DATA BLOCK.
- - - - -

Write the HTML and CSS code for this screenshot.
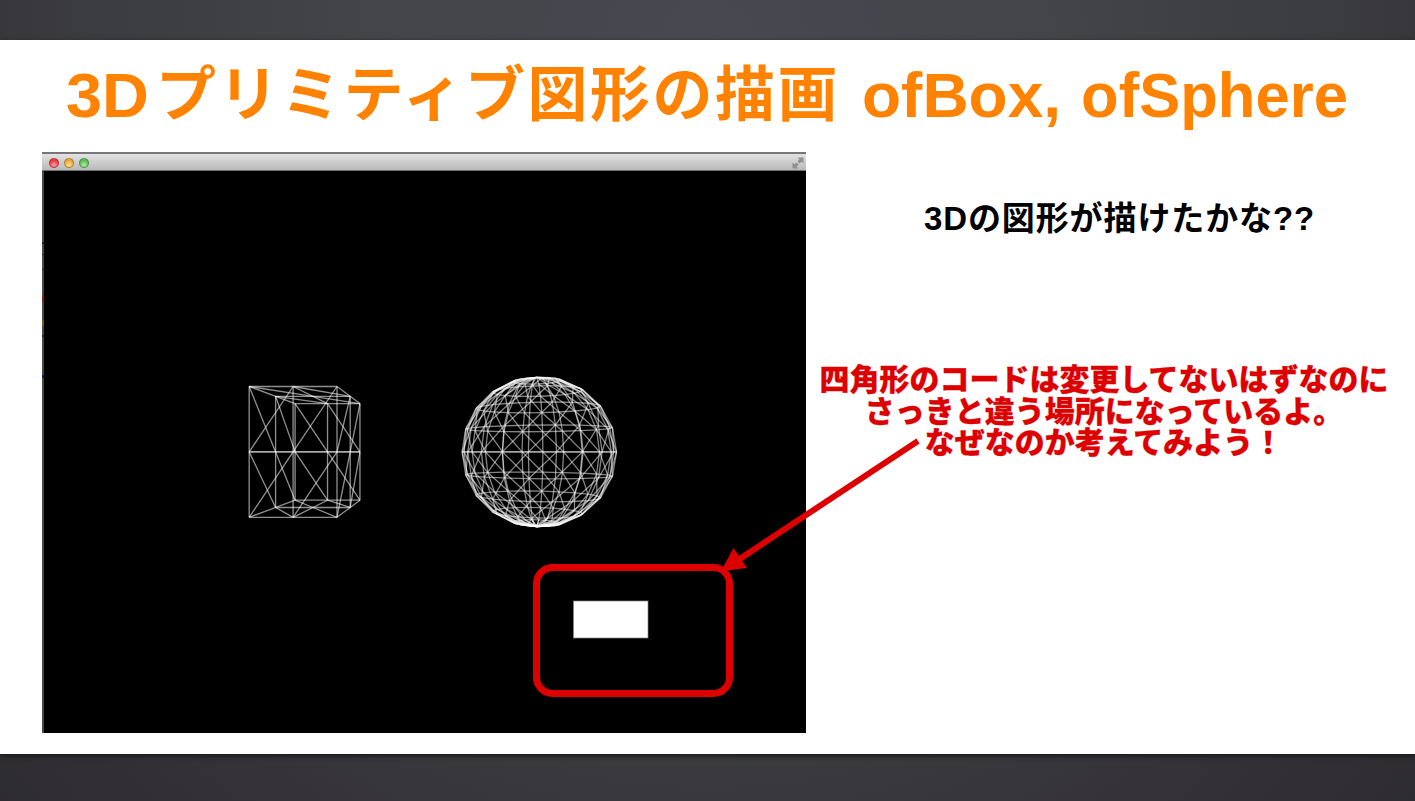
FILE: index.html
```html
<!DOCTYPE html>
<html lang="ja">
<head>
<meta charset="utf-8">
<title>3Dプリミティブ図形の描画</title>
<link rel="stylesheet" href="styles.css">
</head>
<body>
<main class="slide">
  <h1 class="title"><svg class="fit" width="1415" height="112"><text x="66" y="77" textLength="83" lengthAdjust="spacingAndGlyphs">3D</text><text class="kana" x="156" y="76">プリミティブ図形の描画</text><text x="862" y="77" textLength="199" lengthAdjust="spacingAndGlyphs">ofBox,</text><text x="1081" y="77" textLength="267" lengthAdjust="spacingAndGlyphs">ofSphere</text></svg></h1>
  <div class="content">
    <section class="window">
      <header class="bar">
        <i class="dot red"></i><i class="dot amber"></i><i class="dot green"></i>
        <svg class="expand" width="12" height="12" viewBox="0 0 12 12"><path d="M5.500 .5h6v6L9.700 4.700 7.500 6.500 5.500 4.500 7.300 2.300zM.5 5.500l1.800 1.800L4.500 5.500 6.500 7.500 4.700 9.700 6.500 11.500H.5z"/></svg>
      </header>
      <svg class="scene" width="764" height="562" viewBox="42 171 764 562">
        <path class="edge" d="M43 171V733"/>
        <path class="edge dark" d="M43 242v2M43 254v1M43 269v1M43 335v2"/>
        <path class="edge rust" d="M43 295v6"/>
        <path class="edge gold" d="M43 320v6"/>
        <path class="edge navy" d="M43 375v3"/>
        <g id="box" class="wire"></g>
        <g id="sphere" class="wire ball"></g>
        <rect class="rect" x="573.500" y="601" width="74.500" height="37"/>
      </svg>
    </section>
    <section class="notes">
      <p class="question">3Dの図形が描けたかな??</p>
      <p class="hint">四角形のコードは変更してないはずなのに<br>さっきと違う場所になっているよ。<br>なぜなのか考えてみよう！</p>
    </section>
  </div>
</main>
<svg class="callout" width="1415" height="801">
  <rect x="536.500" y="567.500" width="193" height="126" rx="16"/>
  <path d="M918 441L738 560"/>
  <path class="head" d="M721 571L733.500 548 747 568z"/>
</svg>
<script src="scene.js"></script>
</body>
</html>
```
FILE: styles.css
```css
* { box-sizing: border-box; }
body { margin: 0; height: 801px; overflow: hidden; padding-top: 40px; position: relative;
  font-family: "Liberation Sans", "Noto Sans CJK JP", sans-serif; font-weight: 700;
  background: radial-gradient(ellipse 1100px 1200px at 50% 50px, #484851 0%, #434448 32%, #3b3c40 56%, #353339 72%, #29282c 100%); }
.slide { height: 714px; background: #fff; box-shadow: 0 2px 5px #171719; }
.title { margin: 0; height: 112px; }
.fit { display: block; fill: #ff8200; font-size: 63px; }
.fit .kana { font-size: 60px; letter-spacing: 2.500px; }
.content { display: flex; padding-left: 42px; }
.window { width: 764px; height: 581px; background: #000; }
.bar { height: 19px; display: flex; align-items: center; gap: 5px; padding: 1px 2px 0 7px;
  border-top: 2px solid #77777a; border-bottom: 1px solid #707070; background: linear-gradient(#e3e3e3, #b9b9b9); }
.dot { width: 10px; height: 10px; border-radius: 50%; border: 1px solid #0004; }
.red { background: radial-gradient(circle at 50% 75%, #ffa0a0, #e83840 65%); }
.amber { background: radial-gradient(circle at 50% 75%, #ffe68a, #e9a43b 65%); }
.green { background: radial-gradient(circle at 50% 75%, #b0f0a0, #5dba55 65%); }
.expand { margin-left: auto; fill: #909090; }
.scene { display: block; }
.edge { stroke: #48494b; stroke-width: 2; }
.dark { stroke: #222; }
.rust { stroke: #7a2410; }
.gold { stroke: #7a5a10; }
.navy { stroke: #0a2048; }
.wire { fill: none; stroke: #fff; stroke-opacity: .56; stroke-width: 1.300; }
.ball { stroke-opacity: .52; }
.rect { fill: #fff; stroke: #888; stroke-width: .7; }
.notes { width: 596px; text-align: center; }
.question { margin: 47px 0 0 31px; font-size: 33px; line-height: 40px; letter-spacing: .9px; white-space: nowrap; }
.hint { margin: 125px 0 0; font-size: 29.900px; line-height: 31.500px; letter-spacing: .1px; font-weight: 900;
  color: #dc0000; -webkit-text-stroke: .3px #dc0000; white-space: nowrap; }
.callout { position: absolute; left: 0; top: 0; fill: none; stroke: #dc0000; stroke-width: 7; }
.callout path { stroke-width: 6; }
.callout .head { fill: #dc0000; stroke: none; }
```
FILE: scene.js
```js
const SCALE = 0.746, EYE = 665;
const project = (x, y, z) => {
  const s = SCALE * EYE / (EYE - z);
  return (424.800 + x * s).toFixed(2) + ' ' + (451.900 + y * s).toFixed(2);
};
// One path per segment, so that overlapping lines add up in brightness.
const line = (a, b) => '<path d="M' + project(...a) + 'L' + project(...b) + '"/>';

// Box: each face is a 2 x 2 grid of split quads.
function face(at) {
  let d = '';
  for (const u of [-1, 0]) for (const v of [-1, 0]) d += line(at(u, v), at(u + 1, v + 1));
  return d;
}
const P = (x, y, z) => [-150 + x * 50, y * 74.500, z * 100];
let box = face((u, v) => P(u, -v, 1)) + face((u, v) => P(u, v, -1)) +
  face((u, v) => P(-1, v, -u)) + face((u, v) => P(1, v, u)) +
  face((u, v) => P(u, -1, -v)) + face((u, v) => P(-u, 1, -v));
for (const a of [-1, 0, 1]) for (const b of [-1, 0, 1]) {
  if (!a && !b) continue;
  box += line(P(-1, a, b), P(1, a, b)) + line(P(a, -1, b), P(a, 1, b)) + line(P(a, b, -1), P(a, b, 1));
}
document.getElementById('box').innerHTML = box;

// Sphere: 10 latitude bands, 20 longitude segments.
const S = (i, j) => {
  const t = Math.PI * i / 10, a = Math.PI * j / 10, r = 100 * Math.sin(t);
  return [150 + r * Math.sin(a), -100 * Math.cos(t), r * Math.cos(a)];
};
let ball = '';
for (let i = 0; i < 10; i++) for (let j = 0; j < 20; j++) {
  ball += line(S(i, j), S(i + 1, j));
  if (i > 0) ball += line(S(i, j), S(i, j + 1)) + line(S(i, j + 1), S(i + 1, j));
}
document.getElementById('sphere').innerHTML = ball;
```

- - - - -

OBJECTIVE. In your copy, leave out the pictures and reproduce the material above exactly.

RESULT.
Write the HTML and CSS code for this screenshot.
FILE: index.html
```html
<!DOCTYPE html>
<html lang="ja">
<head>
<meta charset="utf-8">
<title>3Dプリミティブ図形の描画</title>
<link rel="stylesheet" href="styles.css">
</head>
<body>
<main class="slide">
  <h1 class="title"><svg class="fit" width="1415" height="112"><text x="66" y="77" textLength="83" lengthAdjust="spacingAndGlyphs">3D</text><text class="kana" x="156" y="76">プリミティブ図形の描画</text><text x="862" y="77" textLength="199" lengthAdjust="spacingAndGlyphs">ofBox,</text><text x="1081" y="77" textLength="267" lengthAdjust="spacingAndGlyphs">ofSphere</text></svg></h1>
  <div class="content">
    <section class="window">
      <header class="bar">
        <i class="dot red"></i><i class="dot amber"></i><i class="dot green"></i>
        <svg class="expand" width="12" height="12" viewBox="0 0 12 12"><path d="M5.500 .5h6v6L9.700 4.700 7.500 6.500 5.500 4.500 7.300 2.300zM.5 5.500l1.800 1.800L4.500 5.500 6.500 7.500 4.700 9.700 6.500 11.500H.5z"/></svg>
      </header>
      <svg class="scene" width="764" height="562" viewBox="42 171 764 562">
        <path class="edge" d="M43 171V733"/>
        <path class="edge dark" d="M43 242v2M43 254v1M43 269v1M43 335v2"/>
        <path class="edge rust" d="M43 295v6"/>
        <path class="edge gold" d="M43 320v6"/>
        <path class="edge navy" d="M43 375v3"/>
        <g id="box" class="wire"></g>
        <g id="sphere" class="wire ball"></g>
        <rect class="rect" x="573.500" y="601" width="74.500" height="37"/>
      </svg>
    </section>
    <section class="notes">
      <p class="question">3Dの図形が描けたかな??</p>
      <p class="hint">四角形のコードは変更してないはずなのに<br>さっきと違う場所になっているよ。<br>なぜなのか考えてみよう！</p>
    </section>
  </div>
</main>
<svg class="callout" width="1415" height="801">
  <rect x="536.500" y="567.500" width="193" height="126" rx="16"/>
  <path d="M918 441L738 560"/>
  <path class="head" d="M721 571L733.500 548 747 568z"/>
</svg>
<script src="scene.js"></script>
</body>
</html>
```
FILE: styles.css
```css
* { box-sizing: border-box; }
body { margin: 0; height: 801px; overflow: hidden; padding-top: 40px; position: relative;
  font-family: "Liberation Sans", "Noto Sans CJK JP", sans-serif; font-weight: 700;
  background: radial-gradient(ellipse 1100px 1200px at 50% 50px, #484851 0%, #434448 32%, #3b3c40 56%, #353339 72%, #29282c 100%); }
.slide { height: 714px; background: #fff; box-shadow: 0 2px 5px #171719; }
.title { margin: 0; height: 112px; }
.fit { display: block; fill: #ff8200; font-size: 63px; }
.fit .kana { font-size: 60px; letter-spacing: 2.500px; }
.content { display: flex; padding-left: 42px; }
.window { width: 764px; height: 581px; background: #000; }
.bar { height: 19px; display: flex; align-items: center; gap: 5px; padding: 1px 2px 0 7px;
  border-top: 2px solid #77777a; border-bottom: 1px solid #707070; background: linear-gradient(#e3e3e3, #b9b9b9); }
.dot { width: 10px; height: 10px; border-radius: 50%; border: 1px solid #0004; }
.red { background: radial-gradient(circle at 50% 75%, #ffa0a0, #e83840 65%); }
.amber { background: radial-gradient(circle at 50% 75%, #ffe68a, #e9a43b 65%); }
.green { background: radial-gradient(circle at 50% 75%, #b0f0a0, #5dba55 65%); }
.expand { margin-left: auto; fill: #909090; }
.scene { display: block; }
.edge { stroke: #48494b; stroke-width: 2; }
.dark { stroke: #222; }
.rust { stroke: #7a2410; }
.gold { stroke: #7a5a10; }
.navy { stroke: #0a2048; }
.wire { fill: none; stroke: #fff; stroke-opacity: .56; stroke-width: 1.300; }
.ball { stroke-opacity: .52; }
.rect { fill: #fff; stroke: #888; stroke-width: .7; }
.notes { width: 596px; text-align: center; }
.question { margin: 47px 0 0 31px; font-size: 33px; line-height: 40px; letter-spacing: .9px; white-space: nowrap; }
.hint { margin: 125px 0 0; font-size: 29.900px; line-height: 31.500px; letter-spacing: .1px; font-weight: 900;
  color: #dc0000; -webkit-text-stroke: .3px #dc0000; white-space: nowrap; }
.callout { position: absolute; left: 0; top: 0; fill: none; stroke: #dc0000; stroke-width: 7; }
.callout path { stroke-width: 6; }
.callout .head { fill: #dc0000; stroke: none; }
```
FILE: scene.js
```js
const SCALE = 0.746, EYE = 665;
const project = (x, y, z) => {
  const s = SCALE * EYE / (EYE - z);
  return (424.800 + x * s).toFixed(2) + ' ' + (451.900 + y * s).toFixed(2);
};
// One path per segment, so that overlapping lines add up in brightness.
const line = (a, b) => '<path d="M' + project(...a) + 'L' + project(...b) + '"/>';

// Box: each face is a 2 x 2 grid of split quads.
function face(at) {
  let d = '';
  for (const u of [-1, 0]) for (const v of [-1, 0]) d += line(at(u, v), at(u + 1, v + 1));
  return d;
}
const P = (x, y, z) => [-150 + x * 50, y * 74.500, z * 100];
let box = face((u, v) => P(u, -v, 1)) + face((u, v) => P(u, v, -1)) +
  face((u, v) => P(-1, v, -u)) + face((u, v) => P(1, v, u)) +
  face((u, v) => P(u, -1, -v)) + face((u, v) => P(-u, 1, -v));
for (const a of [-1, 0, 1]) for (const b of [-1, 0, 1]) {
  if (!a && !b) continue;
  box += line(P(-1, a, b), P(1, a, b)) + line(P(a, -1, b), P(a, 1, b)) + line(P(a, b, -1), P(a, b, 1));
}
document.getElementById('box').innerHTML = box;

// Sphere: 10 latitude bands, 20 longitude segments.
const S = (i, j) => {
  const t = Math.PI * i / 10, a = Math.PI * j / 10, r = 100 * Math.sin(t);
  return [150 + r * Math.sin(a), -100 * Math.cos(t), r * Math.cos(a)];
};
let ball = '';
for (let i = 0; i < 10; i++) for (let j = 0; j < 20; j++) {
  ball += line(S(i, j), S(i + 1, j));
  if (i > 0) ball += line(S(i, j), S(i, j + 1)) + line(S(i, j + 1), S(i + 1, j));
}
document.getElementById('sphere').innerHTML = ball;
```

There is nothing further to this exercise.